Screen View of the computer model for the wheel centre casting.

At this point, it may be thought that I am assuming the kind of equipment I am fortunate enough to have the use of is widespread among the modelling community. That is not the case, this is an industrial facility, but I merely find the best way to illustrate my methods is to proceed as if I’m writing an instruction manual!

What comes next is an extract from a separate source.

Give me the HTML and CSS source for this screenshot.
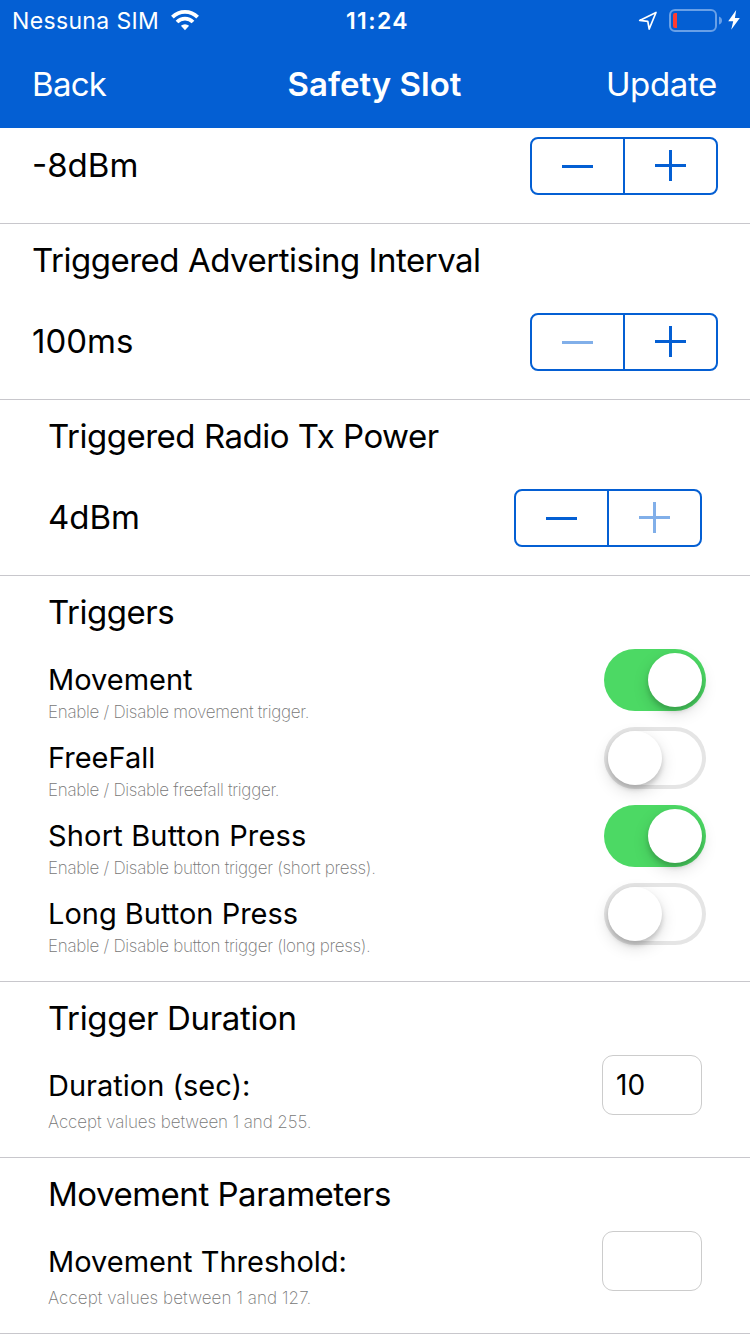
FILE: index.html
```html
<!DOCTYPE html>
<html lang="en">
<head>
<meta charset="utf-8">
<title>Safety Slot</title>
<link rel="stylesheet" href="styles.css">
</head>
<body>
<header class="header">
  <div class="status">
    <div class="carrier">
      <span class="carrier-name">Nessuna SIM</span>
      <svg class="wifi" width="28" height="21" viewBox="0 0 28 21">
        <g fill="none" stroke="#fff" stroke-width="3.8">
          <path d="M1.4 7.2a17.8 17.8 0 0 1 25.2 0"/>
          <path d="M6 12a11.3 11.3 0 0 1 16 0"/>
        </g>
        <path d="M14 20.2l-4.1-4.4a6 6 0 0 1 8.2 0z" fill="#fff"/>
      </svg>
    </div>
    <span class="clock">11:24</span>
    <div class="indicators">
      <svg class="location" width="20" height="20" viewBox="0 0 20 20"><path d="M1.700 9.400L18 1.500 11.200 18 9.800 10.300z" fill="none" stroke="#fff" stroke-width="1.7" stroke-linejoin="round"/></svg>
      <svg class="battery" width="54" height="23" viewBox="0 0 54 23">
        <rect x="1" y="1" width="46" height="21" rx="5" fill="none" stroke="#69a0e7" stroke-width="2"/>
        <path d="M50 7.5q3 1 3 4t-3 4z" fill="#69a0e7"/>
        <path d="M6 4h2v15H6q-2 0-2-2V6q0-2 2-2z" fill="#ff3b30"/>
      </svg>
      <svg class="bolt" width="12" height="20" viewBox="0 0 12 20"><path d="M8.200 0L.200 11.200H5.200L3.200 19.800 11.800 8H6.900z" fill="#fff"/></svg>
    </div>
  </div>
  <nav class="nav">
    <span class="nav-back">Back</span>
    <span class="nav-title">Safety Slot</span>
    <span class="nav-update">Update</span>
  </nav>
</header>
<main>
  <section class="cell cell-clipped">
    <div class="row"><span class="value">-8dBm</span>
      <div class="stepper"><div class="step"><i class="minus"></i></div><div class="step"><i class="plus"></i></div></div></div>
  </section>
  <section class="cell">
    <h2 class="title">Triggered Advertising Interval</h2>
    <div class="row"><span class="value">100ms</span>
      <div class="stepper"><div class="step"><i class="minus disabled"></i></div><div class="step"><i class="plus"></i></div></div></div>
  </section>
  <section class="cell inset">
    <h2 class="title">Triggered Radio Tx Power</h2>
    <div class="row"><span class="value">4dBm</span>
      <div class="stepper"><div class="step"><i class="minus"></i></div><div class="step"><i class="plus disabled"></i></div></div></div>
  </section>
  <section class="cell inset triggers">
    <h2 class="title">Triggers</h2>
    <div class="trigger"><div><div class="label">Movement</div><div class="hint">Enable / Disable movement trigger.</div></div><div class="switch on"><i class="knob"></i></div></div>
    <div class="trigger"><div><div class="label">FreeFall</div><div class="hint">Enable / Disable freefall trigger.</div></div><div class="switch"><i class="knob"></i></div></div>
    <div class="trigger"><div><div class="label label-wide">Short Button Press</div><div class="hint">Enable / Disable button trigger (short press).</div></div><div class="switch on"><i class="knob"></i></div></div>
    <div class="trigger"><div><div class="label">Long Button Press</div><div class="hint">Enable / Disable button trigger (long press).</div></div><div class="switch"><i class="knob"></i></div></div>
  </section>
  <section class="cell inset duration">
    <h2 class="title">Trigger Duration</h2>
    <div class="field"><div><div class="label">Duration (sec):</div><div class="hint">Accept values between 1 and 255.</div></div><div class="input">10</div></div>
  </section>
  <section class="cell inset threshold">
    <h2 class="title">Movement Parameters</h2>
    <div class="field"><div><div class="label">Movement Threshold:</div><div class="hint">Accept values between 1 and 127.</div></div><div class="input"></div></div>
  </section>
</main>
</body>
</html>
```

FILE: styles.css
```css
* { box-sizing: border-box; }
body { margin: 0; width: 750px; height: 1334px; overflow: hidden; background: #fff; color: #000; font-family: Inter, "Liberation Sans", sans-serif; white-space: nowrap; }
svg { display: block; }
.header { height: 128px; background: #045fd3; color: #fff; }
.status { height: 40px; display: grid; grid-template-columns: 1fr auto 1fr; align-items: center; padding: 2px 10px 0 12px; }
.carrier { display: flex; align-items: center; gap: 12px; font-size: 23px; letter-spacing: 0.35px; line-height: 38px; }
.wifi { margin-top: -2px; }
.clock { margin-left: 3px; font-size: 23px; font-weight: 600; letter-spacing: 1.4px; }
.indicators { display: flex; justify-content: flex-end; align-items: center; }
.battery { margin: -2px 0 0 11px; }
.bolt { margin: -2px 0 0 5px; }
.nav { height: 88px; display: grid; grid-template-columns: 1fr auto 1fr; align-items: center; padding: 0 33px 0 32px; font-size: 33px; line-height: 88px; }
.nav-back { letter-spacing: -0.7px; }
.nav-title { font-weight: 600; }
.nav-update { text-align: right; letter-spacing: -0.35px; }
.cell { height: 176px; padding: 0 32px; border-bottom: 1px solid #c8c7cc; }
.cell-clipped { height: 96px; padding-top: 9px; }
.inset { padding: 0 48px; }
.title { margin: 0; height: 89px; font-size: 33px; font-weight: 400; line-height: 72px; letter-spacing: -0.48px; }
.row { display: flex; justify-content: space-between; align-items: flex-start; }
.value { font-size: 33px; line-height: 56px; }
.stepper { width: 188px; height: 58px; display: grid; grid-template-columns: 91px 93px; border: 2px solid #045fd3; border-radius: 8px; }
.step { padding: 11px 0 0 30px; }
.step + .step { border-left: 2px solid #045fd3; }
.minus, .plus { display: block; width: 31px; height: 31px; color: #045fd3; background: linear-gradient(currentColor, currentColor) 0 14px / 31px 3px no-repeat; }
.minus { margin-top: 1px; }
.plus { background: linear-gradient(currentColor, currentColor) 0 14px / 31px 3px no-repeat, linear-gradient(currentColor, currentColor) 14px 0 / 3px 31px no-repeat; }
.minus.disabled, .plus.disabled { color: #81afe9; }
.triggers { height: 406px; }
.triggers .title { height: 73px; }
.trigger { height: 78px; display: flex; justify-content: space-between; margin-right: -4px; }
.label { height: 47px; font-size: 29px; line-height: 62px; }
.label-wide { letter-spacing: 0.17px; }
.hint { font-size: 17px; line-height: 32px; font-weight: 200; color: #777; letter-spacing: -0.29px; }
.switch { width: 102px; height: 62px; padding: 4px; border-radius: 31px; box-shadow: inset 0 0 0 4px #e5e5e5; }
.switch.on { background: #4cd964; box-shadow: none; }
.knob { display: block; width: 54px; height: 54px; border-radius: 50%; background: #fff; box-shadow: 0 6px 16px rgba(0,0,0,.15), 0 4px 5px rgba(0,0,0,.16); }
.on .knob { margin-left: 40px; }
.duration .title { letter-spacing: -0.34px; }
.duration .hint { letter-spacing: -0.09px; }
.threshold .hint { letter-spacing: 0.08px; }
.field { display: flex; justify-content: space-between; margin-top: -16px; }
.field .label { height: 51px; }
.input { width: 100px; height: 60px; padding-left: 13px; border: 1px solid #ccc; border-radius: 11px; font-size: 28px; line-height: 58px; }
```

The starting material is a 60mm square of 4 or 5mm brass plate, hereafter called the blank. Brass is easier on the small milling cutters, but mild steel can be used. Four 5mm holes are drilled and reamed in a square formation in the very corners using a vertical machining centre. Two of the diametrically opposed holes are used or silver steel location pegs and the other two are for holding the blank on to a fixture featuring the same square pattern of holes. The fixture is held horizontally disposed and the hole pattern (say 50mm square in this case) is drilled and reamed, the top of the fixture being milled level. With the blank accurately located by the location pegs (dowels) and firmly held on the fixture, it can be milled to the shape of the outside of the wheel, using the program produced by the CADCAM system, and a series of both flat and ball nosed milling cutters. The system will have defined the cutter diameters and generated the tool paths in the three linear dimensions. If the centre of the wheel is defined as the datum point (x0,y0) it will be seen that after completion of the outside, the blank can be turned over on its fixture, and the inside milled to shape. In the unlikely event that the wheel is symmetrical about its centre split line, then the same program could be used to machining the inside face, but life isn’t usually so obliging so a separate program will be needed. Because care has been taken to ensure that both halves of the machining sequence have been executed in exact kilter, we should now have an embryo wheel which needs only to be trepanned to a suitable diameter to allow final turning to fit the tyre whilst being held on a peg turned in situ on the lathe.

A driving (coupled) wheel showing the correct spoke shape on both inside and outside.

A completed pair of tender wheels with centres, tyres and axles.

A complete set of 9F wheels in 7mm. Note the larger boss and crankpin hole for the centre drivers.

This has been a very much abbreviated account of a process which does produce a pretty good product. The photographs show what can be expected, and my aim here is to stimulate interest. The CADCAM software systems which are used in this sort of work are quite numerous but all are characterised by complexity, and here I pay tribute to the staff (none of whom are railway modellers or enthusiasts) who have evolved the models and programs used in this project.

We have been concerned here with the wheel centres, but tyres, axles, balance weights and crankpins might be the subject of a future article.